Monday, August 13, 2012

Vintage Beginnings

I remember when it all began. The hot June sun baked the backseat of my Mommom's Honda. I leaned my head back and let the light turn the back side of my eyelids into a fiery dance of amber and gold. I usually read in the car, but the mixed odors of french fries and mildew made me feel queasy. I always wondered why she didn't fix that leak in the window, though I suppose I would have hesitated to change a livable situation if I had survived the depression with ten hungry brothers and sisters by my side, a father who was losing his mind, and no money to speak of.

School was over and we were taking our final trip to the library.
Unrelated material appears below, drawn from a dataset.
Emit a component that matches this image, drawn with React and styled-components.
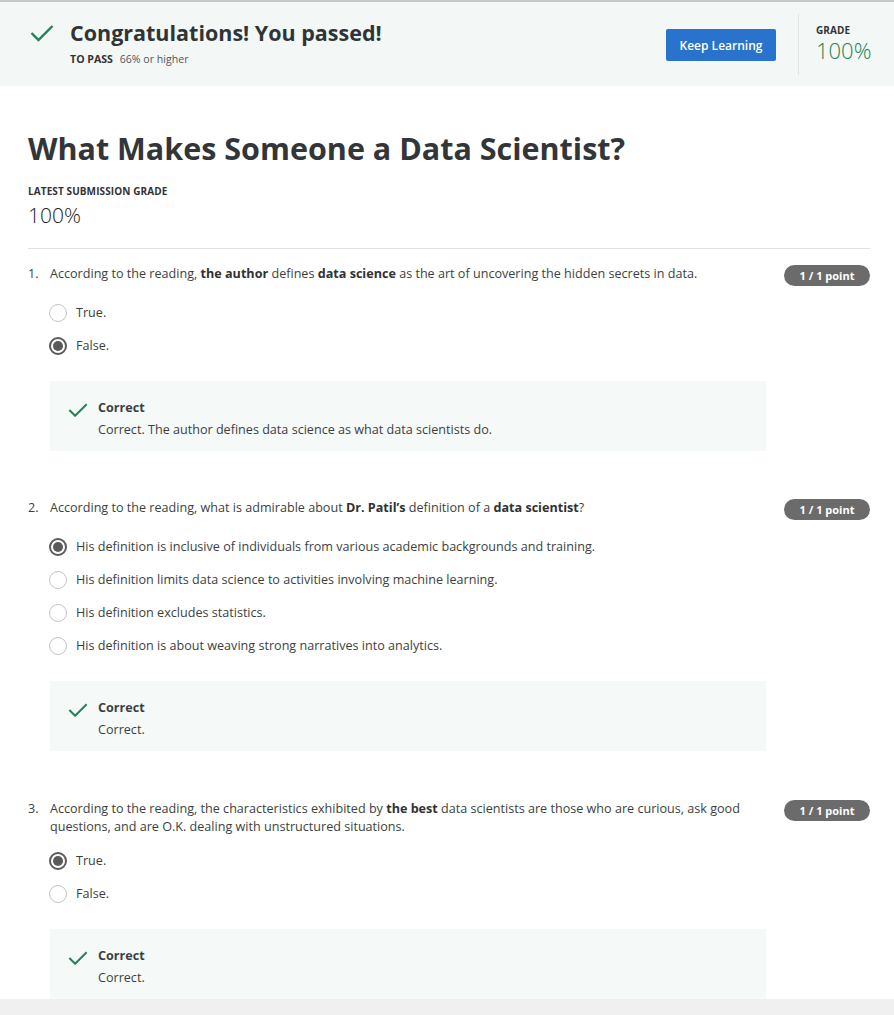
import React from "react";
import styled, { createGlobalStyle } from "styled-components";

const GlobalStyle = createGlobalStyle`
  html, body {
    margin: 0;
    padding: 0;
    background: #ffffff;
    font-family: "Open Sans", "Liberation Sans", sans-serif;
    color: #373a3c;
  }
`;

const Page = styled.div`
  border-top: 2px solid #c8c8c8;
  height: 997px;
  overflow: hidden;
`;

const Banner = styled.header`
  display: flex;
  align-items: center;
  height: 84px;
  background: #f3f8f7;
  padding: 0 24px 0 30px;
  box-sizing: border-box;
`;

const BannerMain = styled.div`
  display: flex;
  align-items: flex-start;
  gap: 16px;
  flex: 1;
  margin-top: -4px;
`;

const BannerTitle = styled.h2`
  margin: 0;
  font-size: 21.5px;
  font-weight: 700;
  line-height: 30px;
  color: #2f3437;
`;

const PassLine = styled.div`
  font-size: 10.6px;
  color: #555;
  margin-top: 4px;
  b {
    font-weight: 700;
    color: #333;
    margin-right: 4px;
  }
`;

const PrimaryButton = styled.button`
  background: #2a73cc;
  color: #fff;
  border: none;
  border-radius: 2px;
  font-family: inherit;
  font-size: 12px;
  font-weight: 600;
  width: 110px;
  height: 32px;
  margin-top: 2px;
  cursor: pointer;
`;

const Divider = styled.div`
  width: 1px;
  align-self: stretch;
  margin: 12px 17px 11px 22px;
  background: #e0e4e4;
`;

const GradeBlock = styled.div`
  width: 54px;
  margin-top: -4px;
`;

const SmallCaps = styled.div`
  font-size: 10px;
  font-weight: 700;
  color: #333;
  text-transform: uppercase;
  letter-spacing: 0.1px;
  line-height: 14px;
`;

const GradeValue = styled.div`
  font-size: ${(p) => p.size || 22}px;
  font-weight: 300;
  color: ${(p) => p.color || "#1f8354"};
  line-height: 1;
  margin-top: ${(p) => p.gap || 2}px;
  white-space: nowrap;
`;

const Content = styled.main`
  padding: 0 24px 0 28px;
`;

const Title = styled.h1`
  margin: 42px 0 0;
  font-size: 30.5px;
  font-weight: 700;
  line-height: 40px;
  color: #333639;
`;

const LatestGrade = styled.div`
  margin-top: 16px;
  padding-bottom: 22px;
  border-bottom: 1px solid #e1e1e1;
`;

const QuestionList = styled.ol`
  list-style: none;
  margin: 0;
  padding: 0;
`;

const Question = styled.li`
  padding-top: ${(p) => p.top}px;
`;

const QuestionHead = styled.div`
  display: flex;
  align-items: flex-start;
  font-size: 12.6px;
  line-height: 18px;
  color: #3c3f41;
`;

const QNum = styled.span`
  width: 22px;
  flex-shrink: 0;
`;

const QText = styled.div`
  flex: 1;
  padding-right: 40px;
  b {
    font-weight: 700;
    color: #2f3235;
  }
`;

const Badge = styled.span`
  flex-shrink: 0;
  background: #6b6b6b;
  color: #fff;
  font-size: 11px;
  font-weight: 700;
  border-radius: 11px;
  width: 86px;
  height: 21px;
  line-height: 21px;
  text-align: center;
  margin: 0 0 2px;
`;

const Options = styled.div`
  display: flex;
  flex-direction: column;
  gap: 14px;
  margin: 15px 0 0 21px;
`;

const Option = styled.label`
  display: flex;
  align-items: center;
  gap: 9px;
  font-size: 12.6px;
  color: #3c3f41;
  height: 19px;
`;

const Radio = styled.span`
  width: 18px;
  height: 18px;
  border-radius: 50%;
  box-sizing: border-box;
  border: ${(p) => (p.checked ? "2px solid #5a5a5a" : "1.5px solid #c4c4c4")};
  display: flex;
  align-items: center;
  justify-content: center;
  &::after {
    content: "";
    width: 10px;
    height: 10px;
    border-radius: 50%;
    background: ${(p) => (p.checked ? "#5a5a5a" : "transparent")};
  }
`;

const Feedback = styled.div`
  display: flex;
  gap: 10px;
  margin: 26px 0 0 22px;
  width: 716px;
  height: 70px;
  box-sizing: border-box;
  padding: 16px 18px;
  background: #f5f9f8;
`;

const FeedbackText = styled.div`
  font-size: 12.6px;
  line-height: 22px;
  color: #3c3f41;
  b {
    font-weight: 700;
  }
`;

const BottomBar = styled.div`
  position: fixed;
  left: 0;
  right: 0;
  bottom: 0;
  height: 16px;
  background: #f0f0f0;
`;

const Check = ({ w = 20, h = 14 }) => (
  <svg width={w} height={h} viewBox="0 0 24 17" fill="none">
    <path d="M1.5 8.5 L8.5 15.5 L22.5 1.5" stroke="#1f8354" strokeWidth="2.4" />
  </svg>
);

const questions = [
  {
    top: 16,
    text: (
      <>
        According to the reading, <b>the author</b> defines <b>data science</b> as the art of uncovering the hidden secrets in data.
      </>
    ),
    options: ["True.", "False."],
    picked: 1,
    feedback: "Correct. The author defines data science as what data scientists do.",
  },
  {
    top: 48,
    text: (
      <>
        According to the reading, what is admirable about <b>Dr. Patil’s</b> definition of a <b>data scientist</b>?
      </>
    ),
    options: [
      "His definition is inclusive of individuals from various academic backgrounds and training.",
      "His definition limits data science to activities involving machine learning.",
      "His definition excludes statistics.",
      "His definition is about weaving strong narratives into analytics.",
    ],
    picked: 0,
    feedback: "Correct.",
  },
  {
    top: 49,
    text: (
      <>
        According to the reading, the characteristics exhibited by <b>the best</b> data scientists are those who are curious, ask good questions, and are O.K. dealing with unstructured situations.
      </>
    ),
    options: ["True.", "False."],
    picked: 0,
    feedback: "Correct.",
  },
];

export default function App() {
  return (
    <>
      <GlobalStyle />
      <Page>
        <Banner>
          <BannerMain>
            <div style={{ paddingTop: 6 }}>
              <Check w={24} h={18} />
            </div>
            <div>
              <BannerTitle>Congratulations! You passed!</BannerTitle>
              <PassLine>
                <b>TO PASS</b> 66% or higher
              </PassLine>
            </div>
          </BannerMain>
          <PrimaryButton>Keep Learning</PrimaryButton>
          <Divider />
          <GradeBlock>
            <SmallCaps>Grade</SmallCaps>
            <GradeValue>100%</GradeValue>
          </GradeBlock>
        </Banner>

        <Content>
          <Title>What Makes Someone a Data Scientist?</Title>
          <LatestGrade>
            <SmallCaps>Latest Submission Grade</SmallCaps>
            <GradeValue size={21} color="#222" gap={7}>
              100%
            </GradeValue>
          </LatestGrade>

          <QuestionList>
            {questions.map((q, i) => (
              <Question key={i} top={q.top}>
                <QuestionHead>
                  <QNum>{i + 1}.</QNum>
                  <QText>{q.text}</QText>
                  <Badge>1 / 1 point</Badge>
                </QuestionHead>
                <Options>
                  {q.options.map((o, j) => (
                    <Option key={j}>
                      <Radio checked={j === q.picked} />
                      {o}
                    </Option>
                  ))}
                </Options>
                <Feedback>
                  <div style={{ paddingTop: 3 }}>
                    <Check />
                  </div>
                  <FeedbackText>
                    <b>Correct</b>
                    <div>{q.feedback}</div>
                  </FeedbackText>
                </Feedback>
              </Question>
            ))}
          </QuestionList>
        </Content>
      </Page>
      <BottomBar />
    </>
  );
}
I loved the hours we spent each week surrounded by a thousand adventures. It always astonished me that such amazing things could take place between the narrow binding of a book. I was a reader and I knew it. But that day, I began an adventure of discovery that was unanticipated.

As I day-dreamed in the glaring sun, I became aware of the strains of a song that I had never heard before. The energy and pulse and glory of the sound were fireworks bursting my world into dazzling clarity. I was instantly enchanted. I felt as if I had never heard anything before in my life. My mommom told me it was a song she had danced to as a girl. She and her girlfriends would take a bus to the army base where the USO would host dances for the men who were about to ship off to battle.
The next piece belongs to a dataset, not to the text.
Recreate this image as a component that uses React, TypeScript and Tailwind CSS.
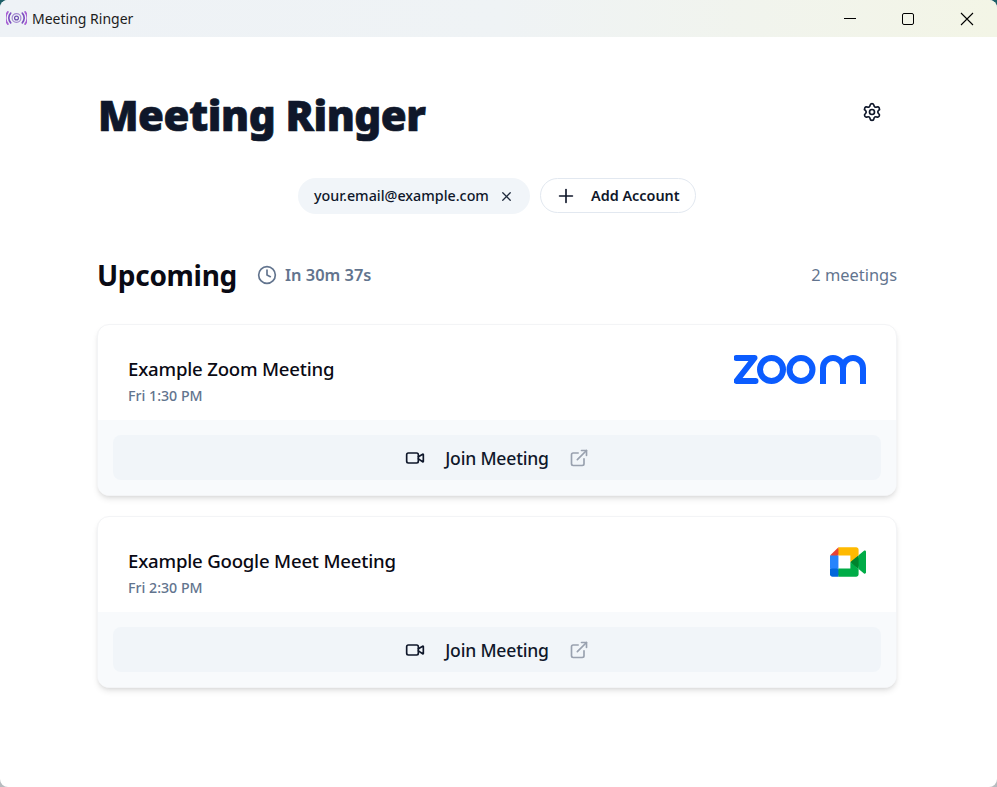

The song and the story intertwined, soaking through my skin and pumping through my veins as my heart beat to the rhythm of the bass, the squeal of the trumpet, and the humor of the vocals. Mommom said it was called "The Boogie Woogie Bugle Boy." Even the title made me happy; I still can't say it without grinning.

She passed me a cassette case graced with a photo of the three most glamorous girls I had ever seen. With knowing smiles, they beamed at me from glossy black and white perfection. And that was the beginning.

That was the day I met The Andrews Sisters.